U.K. Jobless Claims Rise More Than Forecast, Youth Unemployment At Record High

The number of people claiming job seekers' allowance in the U.K. posted a bigger-than-expected increase in February, while the unemployment rate among youth for the three months through January climbed to its highest level on record. The overall jobless rate stood unchanged at its highest level since 1995.

Data from the Office for National Statistics showed Wednesday that the claimant count rose by 7,200 compared with economists' expectation for an increase of 5,000.

The number persons seeking the jobless allowance rose to 1.612 million, the highest since November 2009, from 1.605 million in the previous month.

The unemployment rate among youth in the age group of 16 to 24 years jumped to a record 22.5 percent during the November-January period. The number of young unemployed increased by 16,000 over the quarter to 1.04 million.

The very serious concern is that many of these youths will be out of work for an extended period given the persistently weak economy and muted growth outlook, IHS Global Insight Chief UK Economist Howard Archer said.

"This is fueling talk of a lost generation of workers and it puts pressure on the Chancellor to come up with more measures to help young people to get a job."

The overall unemployment rate for the three months through January held steady at 8.4 percent, the highest in 16 years. This matched economists' forecast.

There were 2.67 million unemployed people in the U.K. during the period, up 28,000 on the quarter. This, however, was the smallest quarterly increase in unemployment since the three months to May 2011.

The claimant count rate was 5 percent, unchanged from the previous month, but up 0.5 percentage points from a year earlier. This was in line with expectations.

Meanwhile, pay growth weakened sharply during the quarter ended January. During the three months to January, average total pay, including bonuses, rose 1.4 percent annually, marking the weakest gain since May-July 2010. This compares to 1.9 percent growth forecast by economists and that recorded in the December quarter.

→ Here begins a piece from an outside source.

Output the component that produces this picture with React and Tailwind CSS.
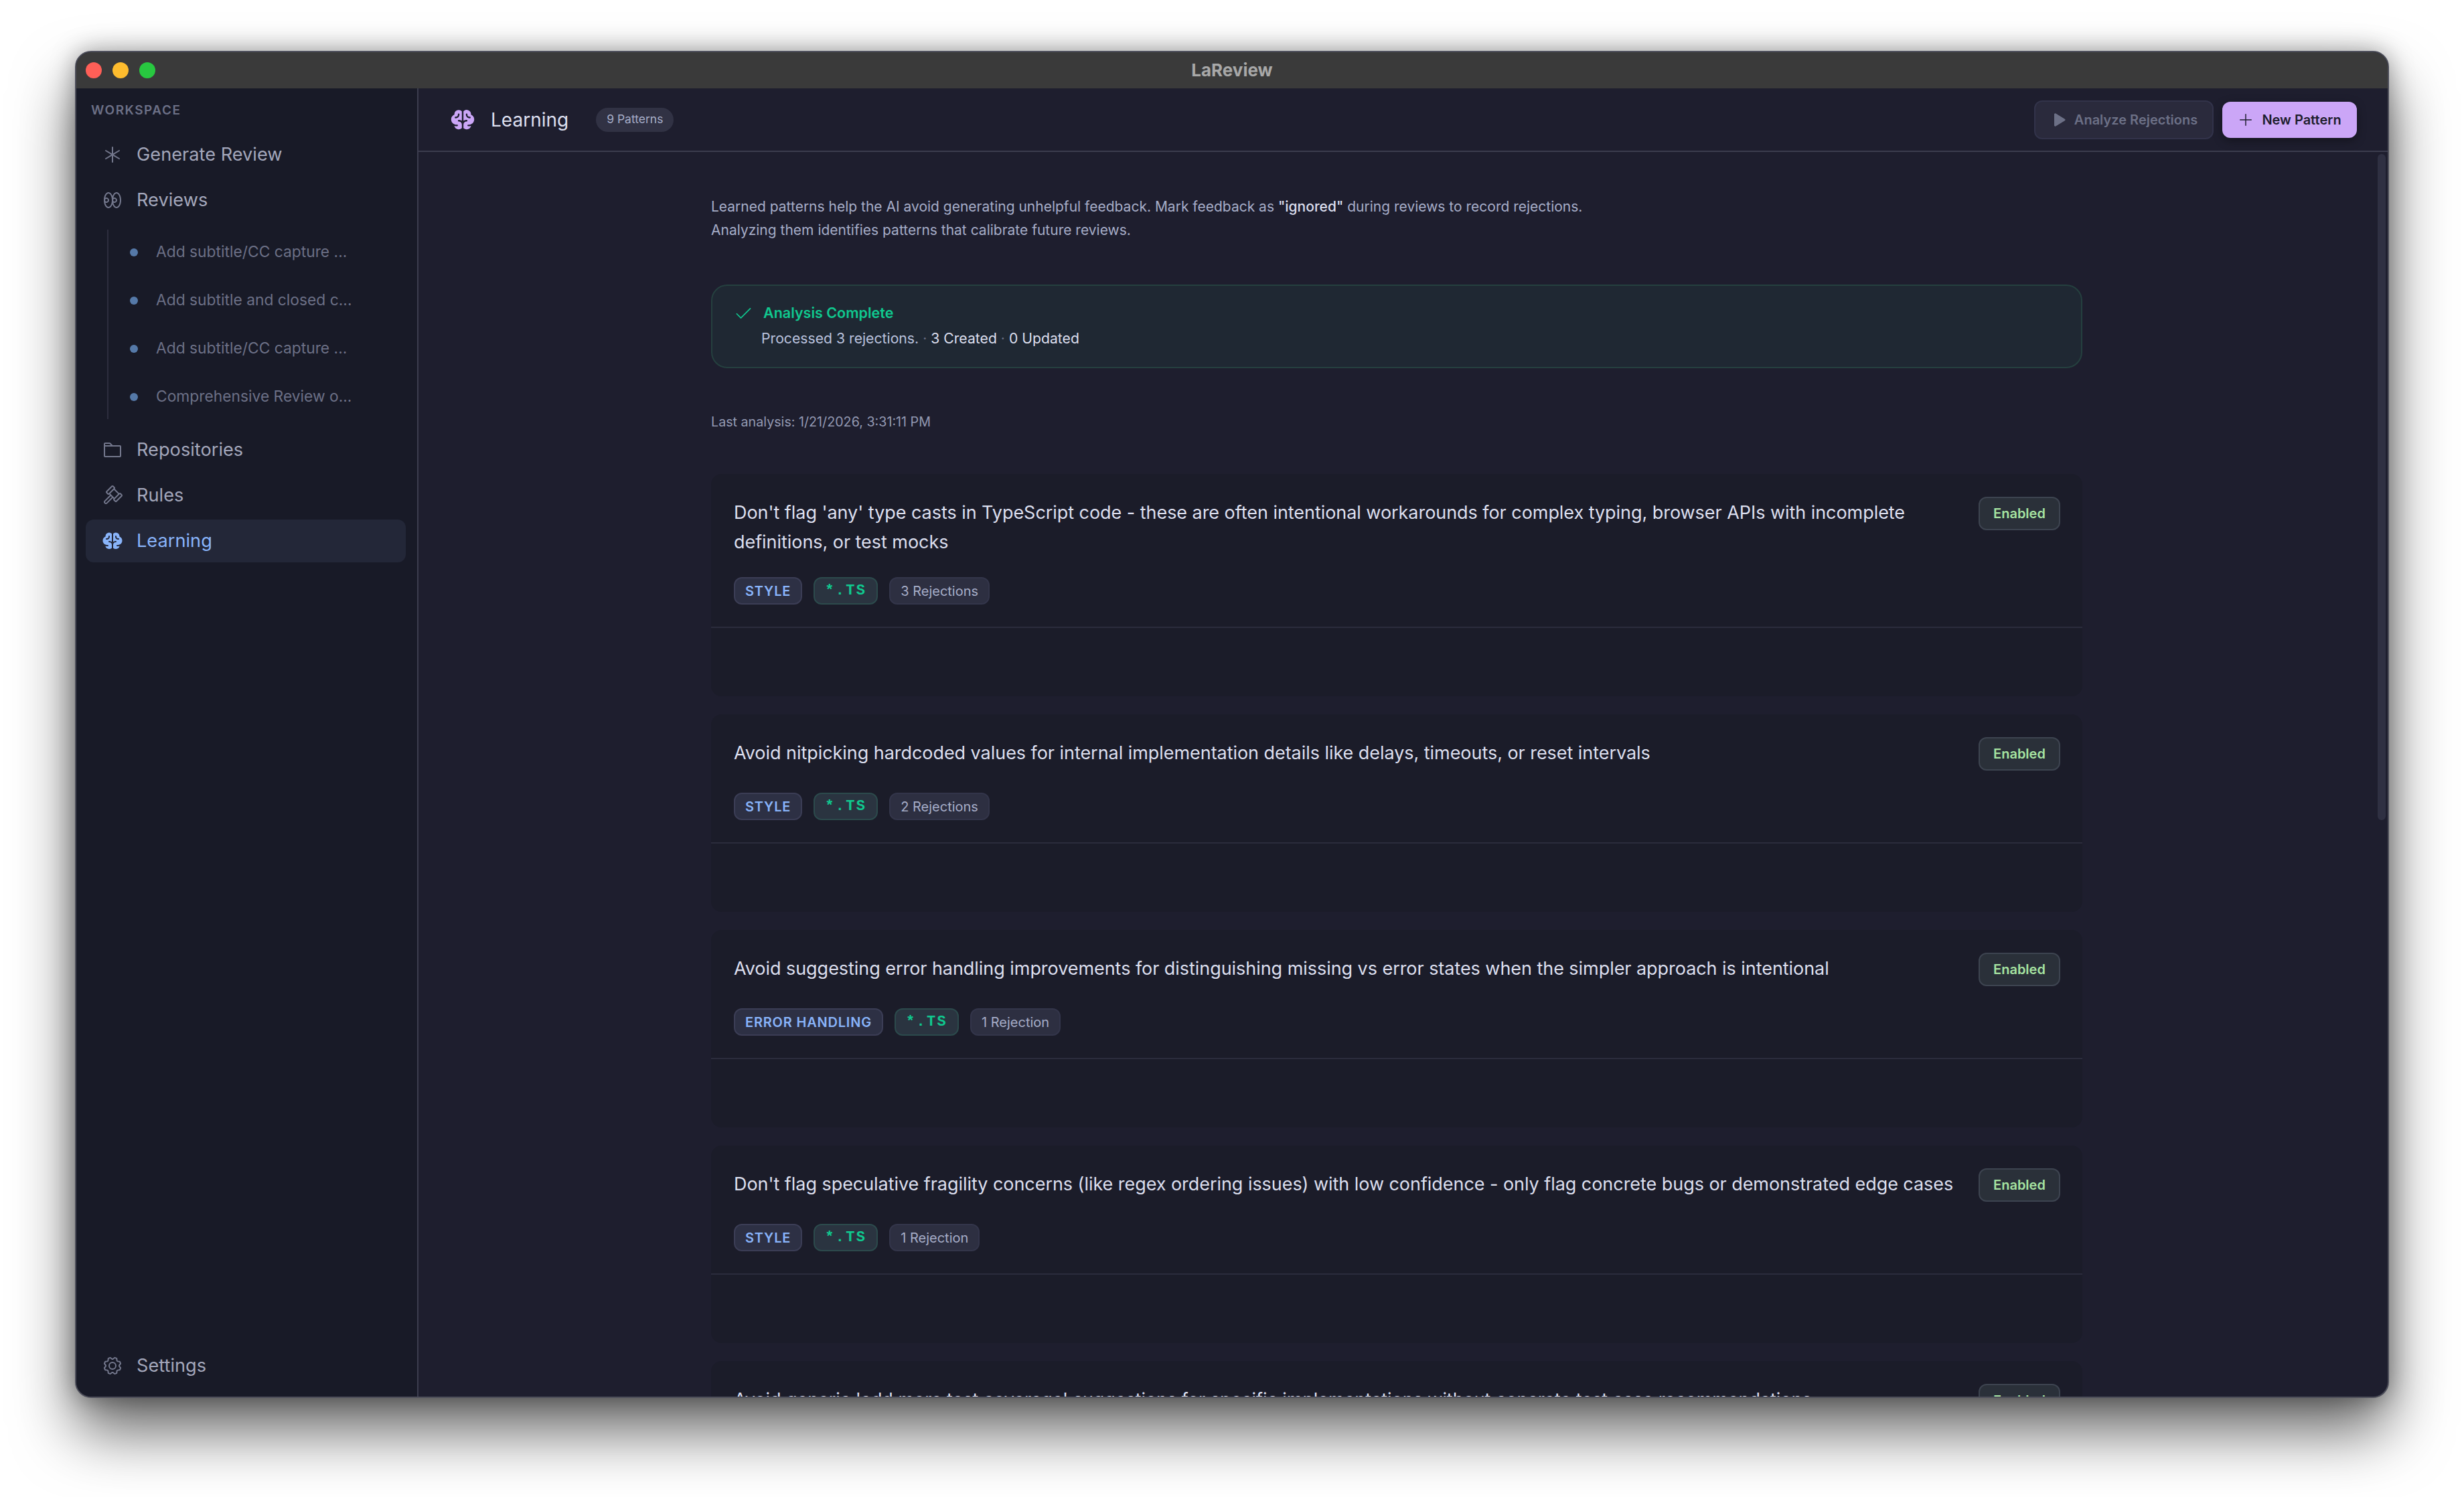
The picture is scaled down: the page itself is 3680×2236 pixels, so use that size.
import React from 'react';
import { PiAsterisk, PiEyes, PiFolder, PiGavel, PiBrainFill, PiGear, PiCheck, PiPlus, PiPlayFill } from 'react-icons/pi';

const patterns = [
    { text: "Don't flag 'any' type casts in TypeScript code - these are often intentional workarounds for complex typing, browser APIs with incomplete definitions, or test mocks", tag: 'STYLE', count: '3 Rejections' },
    { text: 'Avoid nitpicking hardcoded values for internal implementation details like delays, timeouts, or reset intervals', tag: 'STYLE', count: '2 Rejections' },
    { text: 'Avoid suggesting error handling improvements for distinguishing missing vs error states when the simpler approach is intentional', tag: 'ERROR HANDLING', count: '1 Rejection' },
    { text: "Don't flag speculative fragility concerns (like regex ordering issues) with low confidence - only flag concrete bugs or demonstrated edge cases", tag: 'STYLE', count: '1 Rejection' },
    { text: "Avoid generic 'add more test coverage' suggestions for specific implementations without concrete test case recommendations", tag: 'TESTING', count: '1 Rejection' },
];

const reviews = ['Add subtitle/CC capture ...', 'Add subtitle and closed c...', 'Add subtitle/CC capture ...', 'Comprehensive Review o...'];

const NavItem = ({ icon: Icon, label, active }) => (
    <div className={`flex h-[64px] items-center rounded-xl pl-[24px] text-[27.2px] ${active ? 'bg-[#232738] text-[#89b4fa]' : 'text-[#a3a7bb]'}`}>
        <Icon className={`mr-[20px] h-[32px] w-[32px] shrink-0 ${active ? 'text-[#89b4fa]' : 'text-[#73778c]'}`} />
        <span>{label}</span>
    </div>
);

const Tag = ({ className, children }) => (
    <span className={`flex h-[41px] items-center rounded-xl border-2 px-[15px] text-[20px] ${className}`}>{children}</span>
);

const PatternCard = ({ pattern }) => (
    <div className="rounded-2xl bg-[#1b1c29]">
        <div className="border-b-2 border-[#2b2c3c] pb-[33px] pl-[34px] pr-[33px] pt-[34px]">
            <div className="flex items-start justify-between gap-[24px]">
                <p className="mt-[2px] min-h-[51px] flex-1 text-[27px] leading-[44px] tracking-[-0.05px] text-[#dcdfee]">{pattern.text}</p>
                <span className="flex h-[50px] w-[122px] shrink-0 items-center justify-center rounded-xl border-2 border-[#3d4450] bg-[#2a3039] text-[20px] font-semibold text-[#a6e3a1]">Enabled</span>
            </div>
            <div className="mt-[30px] flex gap-[17px]">
                <Tag className="border-[#3b3d55] bg-[#2d3044] font-semibold tracking-[0.8px] text-[#89b4fa]">{pattern.tag}</Tag>
                <Tag className="border-[#2c4a4c] bg-[#2a3440] font-bold text-[#10c98f]"><span className="font-['Liberation_Mono'] text-[22px] tracking-[2.3px]">*.TS</span></Tag>
                <Tag className="border-[#33354a] bg-[#2d2f41] text-[#a6adc8]">{pattern.count}</Tag>
            </div>
        </div>
        <div className="h-[102px]" />
    </div>
);

export default function App() {
    return (
        <div className="h-[2236px] w-[3680px] overflow-hidden bg-white pl-[112px] pt-[76px] font-['Inter',sans-serif]">
            <div className="flex h-[2012px] w-[3456px] flex-col overflow-hidden rounded-[24px] border-2 border-[#4c4d59] bg-[#1e1e2e] shadow-[0_50px_90px_rgba(0,0,0,0.6),0_0_36px_rgba(0,0,0,0.35)]">
                <div className="relative flex h-[54px] shrink-0 items-center justify-center bg-[#3a3a3a]">
                    <div className="absolute left-[14px] flex gap-[16px]">
                        <span className="h-[24px] w-[24px] rounded-full bg-[#ff5f57]" />
                        <span className="h-[24px] w-[24px] rounded-full bg-[#febc2e]" />
                        <span className="h-[24px] w-[24px] rounded-full bg-[#28c840]" />
                    </div>
                    <span className="pb-[2px] text-[26px] font-bold text-[#a8a8a8]">LaReview</span>
                </div>

                <div className="flex min-h-0 flex-1">
                    <aside className="flex w-[511px] shrink-0 flex-col border-r-2 border-[#3c3d4e] bg-[#181a27] pb-[14px]">
                        <div className="pl-[22px] pt-[21px] text-[19px] font-semibold leading-[24px] tracking-[1.5px] text-[#6c7086]">WORKSPACE</div>
                        <nav className="mt-[22px] flex flex-1 flex-col gap-[4px] pl-[14px] pr-[17px]">
                            <NavItem icon={PiAsterisk} label="Generate Review" />
                            <NavItem icon={PiEyes} label="Reviews" />
                            <div className="mb-[10px] ml-[32px] mt-[8px] flex h-[283px] flex-col justify-center border-l-2 border-[#2d2e3e]">
                                {reviews.map((review, i) => (
                                    <div key={i} className="flex h-[72px] shrink-0 items-center pl-[32px] text-[22.8px] text-[#6c7086]">
                                        <span className="mr-[27px] h-[12px] w-[12px] rounded-full bg-[#5579a8]" />
                                        {review}
                                    </div>
                                ))}
                            </div>
                            <NavItem icon={PiFolder} label="Repositories" />
                            <NavItem icon={PiGavel} label="Rules" />
                            <NavItem icon={PiBrainFill} label="Learning" active />
                            <div className="mt-auto">
                                <NavItem icon={PiGear} label="Settings" />
                            </div>
                        </nav>
                    </aside>

                    <main className="flex min-w-0 flex-1 flex-col">
                        <header className="flex h-[95px] shrink-0 items-center justify-between border-b-2 border-[#3c3d4e] pl-[47px] pr-[46px]">
                            <div className="flex items-center">
                                <PiBrainFill className="h-[38px] w-[38px] text-[#cba6f7]" />
                                <span className="ml-[23px] text-[28px] text-[#dcdfee]">Learning</span>
                                <span className="ml-[41px] flex h-[36px] items-center rounded-full bg-[#313244] px-[16px] text-[17.5px] text-[#a6adc8]">9 Patterns</span>
                            </div>
                            <div className="flex items-center gap-[13px]">
                                <button className="flex h-[58px] w-[268px] items-center justify-center gap-[12px] rounded-xl border-2 border-[#32334a] bg-[#2a2a3c] text-[20px] font-semibold text-[#6c7086]">
                                    <PiPlayFill className="h-[24px] w-[24px]" />
                                    Analyze Rejections
                                </button>
                                <button className="flex h-[54px] w-[201px] items-center justify-center gap-[12px] rounded-xl bg-[#cba6f7] text-[20px] font-semibold text-[#1e1e2e] shadow-[0_4px_14px_rgba(0,0,0,0.35)]">
                                    <PiPlus className="h-[24px] w-[24px]" />
                                    New Pattern
                                </button>
                            </div>
                        </header>

                        <div className="flex min-h-0 flex-1">
                            <div className="min-w-0 flex-1 overflow-hidden pr-[3px]">
                                <div className="mx-auto w-[2048px] pt-[64px]">
                                    <p className="text-[21px] leading-[35px] text-[#a6adc8]">
                                        Learned patterns help the AI avoid generating unhelpful feedback. Mark feedback as <span className="font-medium text-[#dcdfee]">"ignored"</span> during reviews to record rejections.
                                        <br />
                                        Analyzing them identifies patterns that calibrate future reviews.
                                    </p>
                                    <div className="mt-[64px] h-[125px] rounded-3xl border-2 border-[#25403f] bg-[#1f2833] pl-[32px] pt-[24px]">
                                        <div className="flex items-center gap-[16px] text-[21.5px] font-semibold text-[#10c98f]">
                                            <PiCheck className="h-[28px] w-[28px]" />
                                            Analysis Complete
                                        </div>
                                        <p className="ml-[41px] mt-[7px] text-[21.2px] text-[#bac2de]">
                                            Processed 3 rejections. <span className="text-[#6c7086]">·</span> <span className="text-[#dcdfee]">3 Created</span> <span className="text-[#6c7086]">·</span> <span className="text-[#dcdfee]">0 Updated</span>
                                        </p>
                                    </div>
                                    <p className="mt-[66px] text-[19.7px] leading-[28px] text-[#9399b2]">Last analysis: 1/21/2026, 3:31:11 PM</p>
                                    <div className="mt-[64px] flex flex-col gap-[27px]">
                                        {patterns.map((pattern, i) => (
                                            <PatternCard key={i} pattern={pattern} />
                                        ))}
                                    </div>
                                </div>
                            </div>
                            <div className="w-[16px] shrink-0 pt-[3px]">
                                <div className="ml-[1px] h-[995px] w-[12px] rounded-full bg-[#2f3042]" />
                            </div>
                        </div>
                    </main>
                </div>
            </div>
        </div>
    );
}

It was 0.5 percent less than in the December quarter. Regular pay, excluding bonuses, increased 1.7 percent year-on-year, weaker than 2 percent rise in the previous period. Regular pay was down 0.3 percent from the previous quarter.

The employment rate for the three months to January was unchanged at 70.3 percent. The number of people in employment increased by 9,000 on the quarter, but fell 44,000 annually to 29.12 million.

A survey by the employment services firm Manpower showed yesterday that the U.K. may return to job creation in the next quarter after a bleak midwinter as employers are now more positive about hiring than this quarter.

The U.K. economy contracted 0.2 percent quarter-on-quarter in the fourth quarter. In the latest quarterly Inflation Report, Bank of England policymakers said the recovery path will be slow and uncertain amid substantial headwinds.